What the task requires: Determine the number of lines in the listing below where the string "this" occurs; answer with the number alone.

Information supplied:
## Begin

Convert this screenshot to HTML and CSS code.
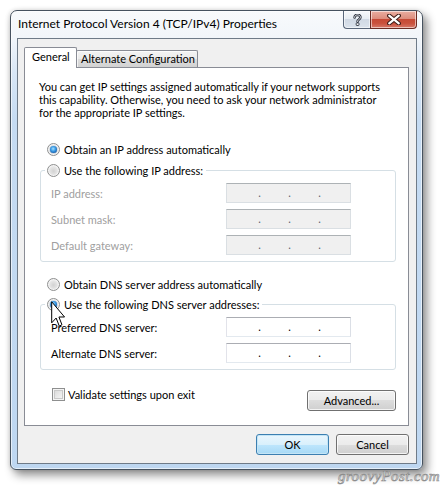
FILE: index.html
```html
<!DOCTYPE html>
<html>
<head>
<meta charset="utf-8">
<title>Internet Protocol Version 4 (TCP/IPv4) Properties</title>
<link rel="stylesheet" href="styles.css">
</head>
<body>
<div class="window">
  <div class="titlebar">
    <div class="title">Internet Protocol Version 4 (TCP/IPv4) Properties</div>
    <div class="caption-buttons">
      <div class="cap help">
        <svg width="9" height="12" viewBox="0 0 9 12">
          <path d="M1.6 3.4 C1.6 1.6 3 0.9 4.5 0.9 C6.2 0.9 7.4 1.9 7.4 3.3 C7.4 4.6 6.4 5.1 5.6 5.7 C4.9 6.2 4.6 6.6 4.6 7.6" fill="none" stroke="#2e3440" stroke-width="2.6" stroke-linecap="round"/>
          <path d="M1.6 3.4 C1.6 1.6 3 0.9 4.5 0.9 C6.2 0.9 7.4 1.9 7.4 3.3 C7.4 4.6 6.4 5.1 5.6 5.7 C4.9 6.2 4.6 6.6 4.6 7.6" fill="none" stroke="#f4f6f8" stroke-width="0.9" stroke-linecap="round"/>
          <rect x="3.2" y="8.9" width="2.8" height="2.6" rx="0.6" fill="#f4f6f8" stroke="#2e3440" stroke-width="0.9"/>
        </svg>
      </div>
      <div class="cap close">
        <svg width="14" height="11" viewBox="0 0 14 11">
          <path d="M2.2 1.6 L11.8 9.4 M11.8 1.6 L2.2 9.4" stroke="#3b1a16" stroke-width="4.2" stroke-linecap="round"/>
          <path d="M2.2 1.6 L11.8 9.4 M11.8 1.6 L2.2 9.4" stroke="#ffffff" stroke-width="2.2" stroke-linecap="round"/>
        </svg>
      </div>
    </div>
  </div>

  <div class="client">
    <div class="tabs">
      <div class="tab active">General</div>
      <div class="tab alt">Alternate Configuration</div>
    </div>

    <div class="pane">
      <p class="intro">You can get IP settings assigned automatically if your network supports<br>this capability. Otherwise, you need to ask your network administrator<br>for the appropriate IP settings.</p>

      <div class="option first"><span class="radio checked"></span>Obtain an IP address automatically</div>

      <fieldset class="group disabled ip-group">
        <legend><span class="radio"></span>Use the following IP address:</legend>
        <div class="field"><span class="lbl">IP address:</span><span class="ipbox"><span></span><span class="dot">.</span><span></span><span class="dot">.</span><span></span><span class="dot">.</span><span></span></span></div>
        <div class="field"><span class="lbl">Subnet mask:</span><span class="ipbox"><span></span><span class="dot">.</span><span></span><span class="dot">.</span><span></span><span class="dot">.</span><span></span></span></div>
        <div class="field"><span class="lbl">Default gateway:</span><span class="ipbox"><span></span><span class="dot">.</span><span></span><span class="dot">.</span><span></span><span class="dot">.</span><span></span></span></div>
      </fieldset>

      <div class="option dns-auto"><span class="radio"></span>Obtain DNS server address automatically</div>

      <fieldset class="group dns-group">
        <legend><span class="radio checked"></span>Use the following DNS server addresses:</legend>
        <div class="field"><span class="lbl">Preferred DNS server:</span><span class="ipbox"><span></span><span class="dot">.</span><span></span><span class="dot">.</span><span></span><span class="dot">.</span><span></span></span></div>
        <div class="field"><span class="lbl">Alternate DNS server:</span><span class="ipbox"><span></span><span class="dot">.</span><span></span><span class="dot">.</span><span></span><span class="dot">.</span><span></span></span></div>
      </fieldset>

      <div class="bottom-row">
        <div class="check"><span class="checkbox"></span>Validate settings upon exit</div>
        <div class="btn advanced">Advanced...</div>
      </div>
    </div>

    <div class="dialog-buttons">
      <div class="btn ok">OK</div>
      <div class="btn">Cancel</div>
    </div>
  </div>
</div>

<svg class="cursor" width="14" height="26" viewBox="0 0 12 20" preserveAspectRatio="none">
  <path d="M0.6 0.6 V16.8 L4.4 13.1 L7.1 19.3 L9.4 18.3 L6.8 12.3 H11.6 Z" fill="#ffffff" stroke="#000000" stroke-width="1" vector-effect="non-scaling-stroke" stroke-linejoin="miter"/>
</svg>

<div class="watermark">groovyPost.com</div>
</body>
</html>
```
FILE: styles.css
```css
html, body {
  margin: 0;
}

body {
  width: 442px;
  height: 489px;
  box-sizing: border-box;
  padding: 10px 0 0 10px;
  overflow: hidden;
  position: relative;
  background: #ffffff;
  font-family: "Lato", "Liberation Sans", sans-serif;
  font-size: 11px;
  color: #000000;
}

/* ---------- window frame ---------- */
.window {
  width: 413px;
  height: 460px;
  box-sizing: border-box;
  border: 1px solid #46525f;
  border-radius: 7px 7px 6px 6px;
  background: linear-gradient(to bottom, #f8fafc 0, #f2f6fa 26px, #d9e7f6 60px, #c5dbf2 110px, #bed7f1 100%);
  box-shadow: inset 0 0 0 1px rgba(255, 255, 255, 0.6),
              4px 5px 10px rgba(0, 0, 0, 0.45),
              -1px 0 4px rgba(0, 0, 0, 0.12);
  display: flex;
  flex-direction: column;
}

.titlebar {
  flex: none;
  height: 27px;
  display: flex;
  justify-content: space-between;
  align-items: flex-start;
}

.title {
  padding: 5px 0 0 7px;
  font-size: 12px;
  line-height: 15px;
  color: #000000;
  white-space: nowrap;
}

.caption-buttons {
  display: flex;
  margin-right: 5px;
}

.cap {
  height: 18px;
  box-sizing: border-box;
  border: 1px solid #59677a;
  border-top: 0;
  display: flex;
  align-items: center;
  justify-content: center;
  box-shadow: inset 0 0 0 1px rgba(255, 255, 255, 0.55);
}

.cap.help {
  width: 27px;
  border-right: 0;
  border-radius: 0 0 0 4px;
  background: linear-gradient(to bottom, #f7f9fb 0, #e7edf3 45%, #d0d9e4 50%, #dbe3ec 100%);
}

.cap.close {
  width: 47px;
  border-color: #6b2b23;
  border-radius: 0 0 4px 0;
  background: linear-gradient(to bottom, #eaaea1 0, #dd8d7d 45%, #c64a36 50%, #c9513c 72%, #d7796a 100%);
}

/* ---------- client area ---------- */
.client {
  flex: 1;
  margin: 0 5px 5px 6px;
  border: 1px solid #6f7b88;
  background: #f0f0f0;
  padding-top: 8px;
  display: flex;
  flex-direction: column;
}

.tabs {
  display: flex;
  align-items: flex-end;
  height: 20px;
  margin: 0 7px 0 6px;
}

.tab {
  height: 17px;
  box-sizing: border-box;
  border: 1px solid #898c95;
  border-bottom: 0;
  border-radius: 2px 2px 0 0;
  line-height: 16px;
  white-space: nowrap;
  background: linear-gradient(to bottom, #f3f3f3 0, #ebebeb 50%, #dddddd 50%, #d2d2d2 100%);
  box-shadow: inset 1px 1px 0 rgba(255, 255, 255, 0.7);
}

.tab.active {
  position: relative;
  z-index: 1;
  width: 53px;
  height: 21px;
  margin-bottom: -1px;
  padding: 1px 0 0 7px;
  background: #ffffff;
  box-shadow: none;
}

.tab.alt {
  width: 122px;
  margin-left: -1px;
  padding-left: 4px;
}

.pane {
  margin: 0 7px 0 6px;
  height: 359px;
  box-sizing: border-box;
  border: 1px solid #898c95;
  background: #ffffff;
  display: flex;
  flex-direction: column;
}

.intro {
  margin: 12px 0 0 14px;
  line-height: 13px;
  white-space: nowrap;
}

/* ---------- radios ---------- */
.option {
  display: flex;
  align-items: center;
  gap: 4px;
  height: 16px;
  padding-left: 22px;
  white-space: nowrap;
}

.option.first {
  margin-top: 22px;
}

.option.dns-auto {
  margin-top: 14px;
}

.radio {
  flex: none;
  width: 13px;
  height: 13px;
  box-sizing: border-box;
  border-radius: 50%;
  border: 1px solid #8e8f8f;
  background: radial-gradient(circle at 50% 55%, #d2d2d2 0, #e4e4e4 45%, #f6f6f6 80%);
  box-shadow: inset 0 0 0 1px #f4f4f4;
  display: flex;
  align-items: center;
  justify-content: center;
}

.radio.checked::after {
  content: "";
  width: 7px;
  height: 7px;
  border-radius: 50%;
  background: radial-gradient(circle at 45% 40%, #a9e0ff 0, #3c9de6 40%, #1359a8 80%, #0e4a8c 100%);
  box-shadow: 0 0 1px #2d6fb3;
}

/* ---------- group boxes ---------- */
.group {
  margin: 5px 12px 0 15px;
  padding: 5px 0 6px 10px;
  border: 1px solid #d5dfe5;
  border-radius: 3px;
  min-inline-size: 0;
  display: flex;
  flex-direction: column;
  gap: 6px;
}

.dns-group {
  margin-top: 4px;
}

.group legend {
  margin-left: -6px;
  padding: 0 3px 0 2px;
  height: 16px;
  display: flex;
  align-items: center;
  gap: 4px;
  white-space: nowrap;
}

.field {
  display: flex;
  align-items: center;
}

.lbl {
  width: 175px;
  white-space: nowrap;
}

.disabled .lbl {
  color: #a0a0a0;
}

.ipbox {
  width: 125px;
  height: 20px;
  box-sizing: border-box;
  border: 1px solid;
  border-color: #abadb3 #dbdfe6 #e3e9ef #e2e3ea;
  background: #ffffff;
  display: grid;
  grid-template-columns: 31px 3px 27px 3px 27px 3px 1fr;
  line-height: 18px;
}

.ipbox .dot {
  text-align: center;
  color: #000000;
}

.disabled .ipbox {
  background: #f0f0f0;
  border-color: #adb2b5 #dadfe3 #dadfe3 #dadfe3;
}

.disabled .ipbox .dot {
  color: #5a6470;
}

/* ---------- bottom row ---------- */
.bottom-row {
  display: flex;
  justify-content: space-between;
  align-items: flex-start;
  padding: 0 12px 0 27px;
}

.check {
  margin-top: 18px;
  display: flex;
  align-items: center;
  gap: 3px;
  height: 13px;
  white-space: nowrap;
}

.checkbox {
  width: 13px;
  height: 13px;
  box-sizing: border-box;
  border: 1px solid #8e8f8f;
  background: linear-gradient(135deg, #d4d4d4 0, #ececec 60%, #fafafa 100%);
  box-shadow: inset 0 0 0 1px #f4f4f4, inset 0 0 0 2px #c9c9c9;
}

.btn {
  width: 73px;
  height: 21px;
  box-sizing: border-box;
  border: 1px solid #707070;
  border-radius: 3px;
  background: linear-gradient(to bottom, #f2f2f2 0, #ebebeb 50%, #dddddd 50%, #cfcfcf 100%);
  box-shadow: inset 0 0 0 1px rgba(255, 255, 255, 0.75);
  text-align: center;
  line-height: 19px;
  white-space: nowrap;
}

.btn.advanced {
  width: 89px;
  margin-top: 20px;
}

.btn.ok {
  border-color: #3c7fb1;
  background: linear-gradient(to bottom, #eaf6fd 0, #d9f0fc 50%, #bee6fd 50%, #a7d9f5 100%);
  box-shadow: inset 0 0 0 1px #c4e5f6;
}

.dialog-buttons {
  display: flex;
  justify-content: flex-end;
  gap: 7px;
  margin: 8px 7px 0 0;
}

/* ---------- overlays ---------- */
.cursor {
  position: absolute;
  left: 51px;
  top: 301px;
}

.watermark {
  position: absolute;
  left: 338px;
  top: 468px;
  font-family: "Liberation Serif", serif;
  font-style: italic;
  font-size: 15px;
  letter-spacing: 0.4px;
  color: #f2f2f2;
  -webkit-text-stroke: 0.7px #8c8c8c;
  white-space: nowrap;
}
```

## End

Response to the task: 2